Recipe :: Cinnamon Rolls

Recipe Cinnamon Rolls

In December I posted instructions for bread with my Swedish Tea Ring recipe – a bread that is incredibly versatile. This past weekend, I turned that bread into the most amazing – and dangerously easy – homemade cinnamon rolls.

cinnamon rolls

While you should absolutely go check out that post, to make things as easy as possible, here’s the bread recipe.

Bread

2 pkgs active dry yeast
1/2 cup sugar
1/2 cup vegetable oil
2 teaspoons salt
1 egg
1 cup warm water 
1 cup warm whole milk
5 1/2 cups bread flour

Add yeast to warm water and stir until it dissolves. With a mixer, combine sugar, oil, salt, and egg. Add yeast water and mix thoroughly. Add warm milk and continue to mix well. Add 1-2 cups of flour. Change mixer attachment to bread attachment. Slowly, add the remaining flour to ensure it mixes well. This will require scraping the sides of the bowl periodically with a stiff spatula. You should end up with a sticky ball of dough. 

Scrape or roll the dough ball into another greased bowl, and cover the bowl with a towel. Place in a warm room or in a warm spot and let it rise for an hour. (My mom always placed the bowl on our hearth.) It should double in size. 

Now you’re ready to make the rolls. The photo above is 1/3 of this bread recipe, so if you’re making all cinnamon rolls, for the ease of dealing with the dough, I’d probably still divide the dough in thirds or at least in half. (A third make a perfect size bread loaf or about 8 dinner rolls.)

Punch to release air and dump onto a well-floured surface. Divide in thirds (this recipe) or in half.

Filling:
2 tablespoons butter, melted
2/3 cup sugar
1 tablespoon cinnamon

Icing:
2/3 cup powdered sugar
2 tablespoons milk

Roll the dough out into a rectangle that is approximately 20 inches on the longest side. Brush with melted butter. Combine sugar and cinnamon and sprinkle all over making sure reach the edges.

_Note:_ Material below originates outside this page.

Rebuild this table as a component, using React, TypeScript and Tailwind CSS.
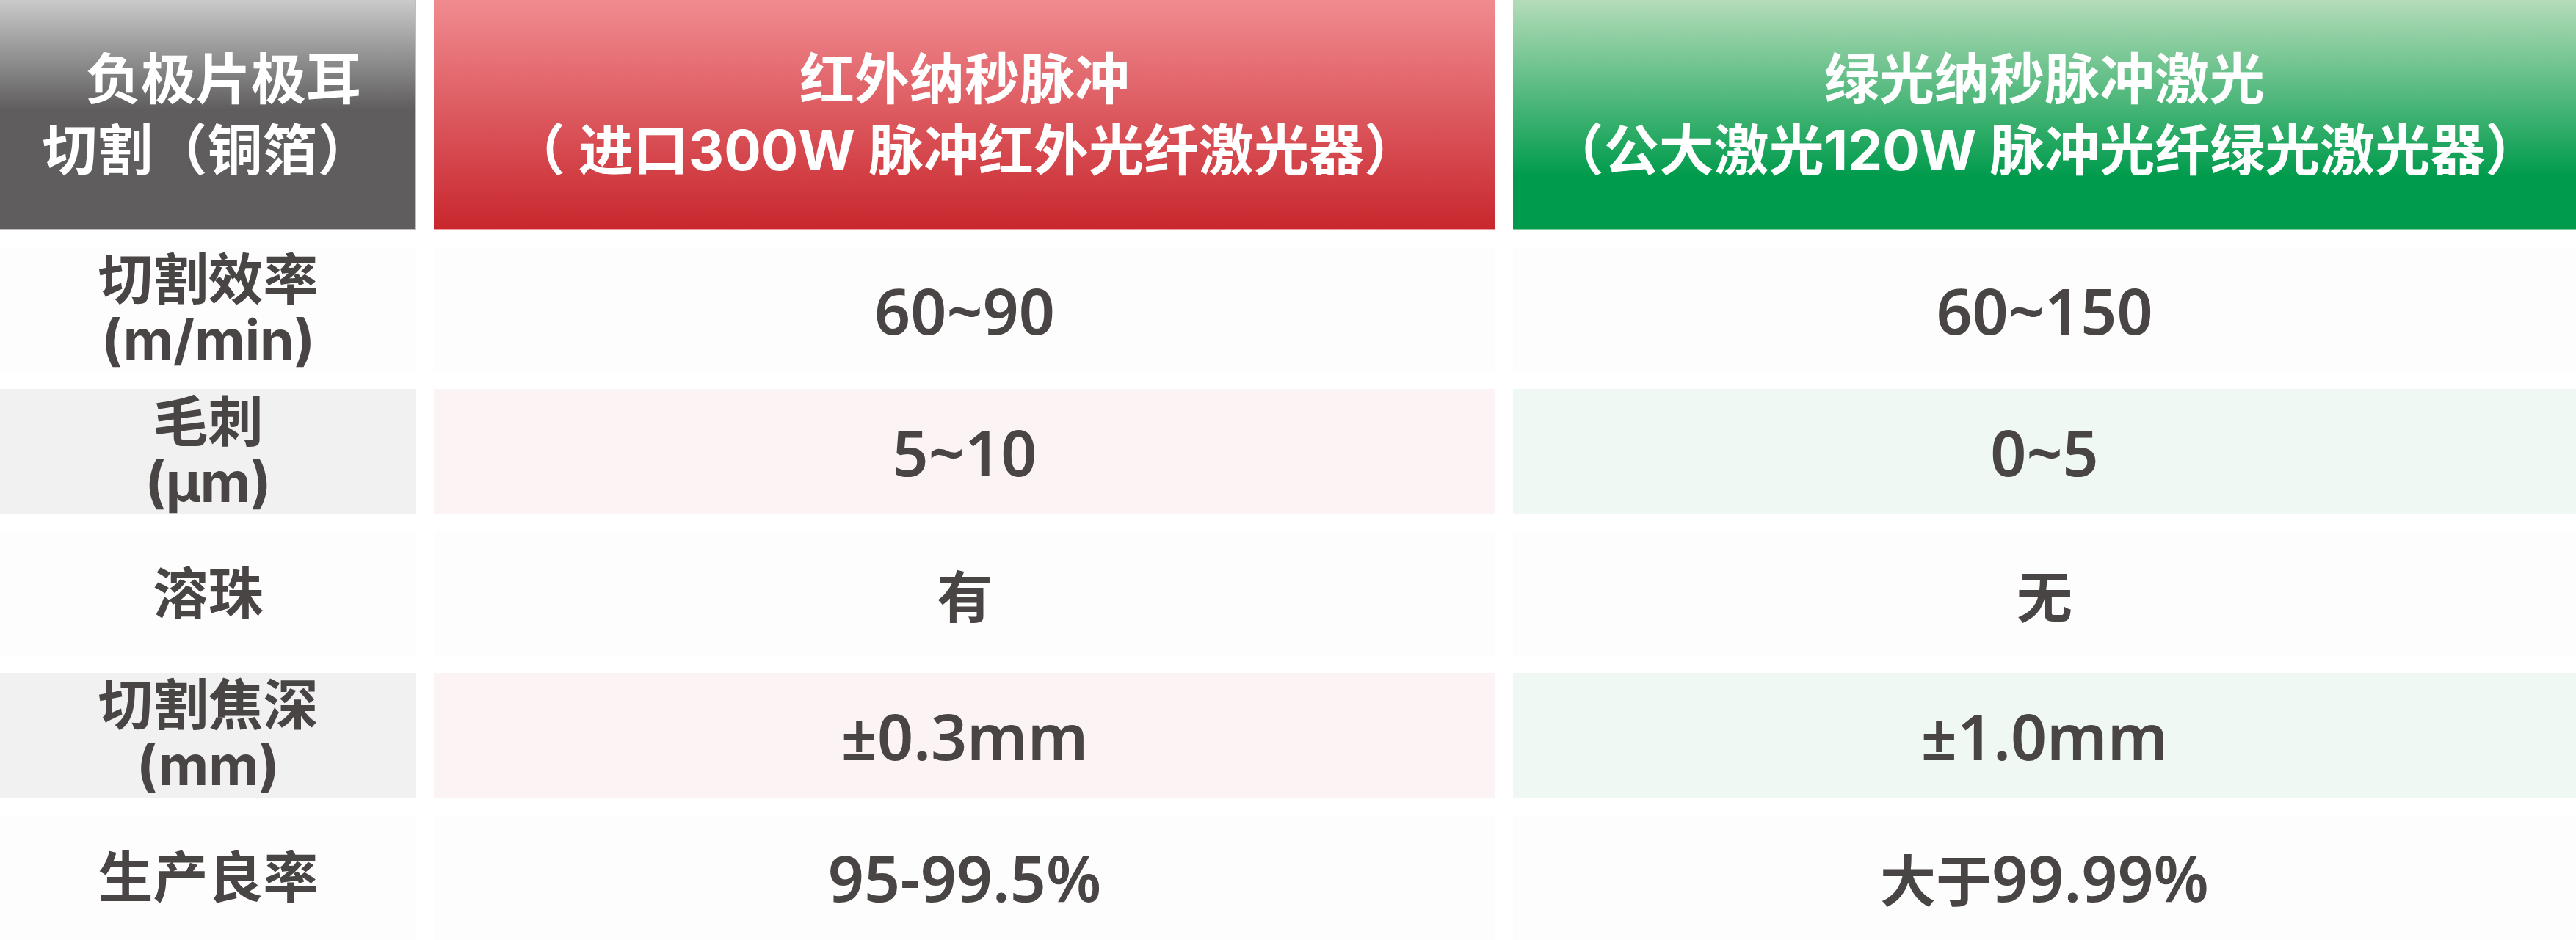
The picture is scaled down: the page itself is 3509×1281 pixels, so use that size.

Starting with one of the long sides, roll to make a log. Pinch the outside edge along the length of the dough log to cinch the dough. Cut every two inches to make 10 cinnamon rolls. Place (with cinnamon ring showing) in a greased and floured pan, leaving plenty of space for the rolls to rise.

Cover tightly with plastic wrap and refrigerate overnight. Before baking, take pan out of the fridge, letting the cinnamon rolls rise a second time and come up to room temperature (about two hours).

Alternate method: After arranging cinnamon rolls in the pan, cover with a towel, let rolls rise for one hour and then bake immediately.

Bake at 350 for 15 minutes.

Mix icing just before taking rolls out and pour over hot rolls.

Tool Tip: Bread Cutter

Pro Tip: The right tools make everything easier. As you can tell from the recipe, a good mixer with the right attachments is exactly the life hack this bread recipe needs. In addition, when I started making bread and pizza dough regularly, I bought an inexpensive pastry bread scraper/cutter from Amazon. (I’m not an affiliate, so I make nothing if you buy it.) As you can see, it has a ruler built in (great for measuring two-inch rolls), but more importantly, it makes cutting large dough balls so much easier. It also comes in handy for scraping your work surface during clean up.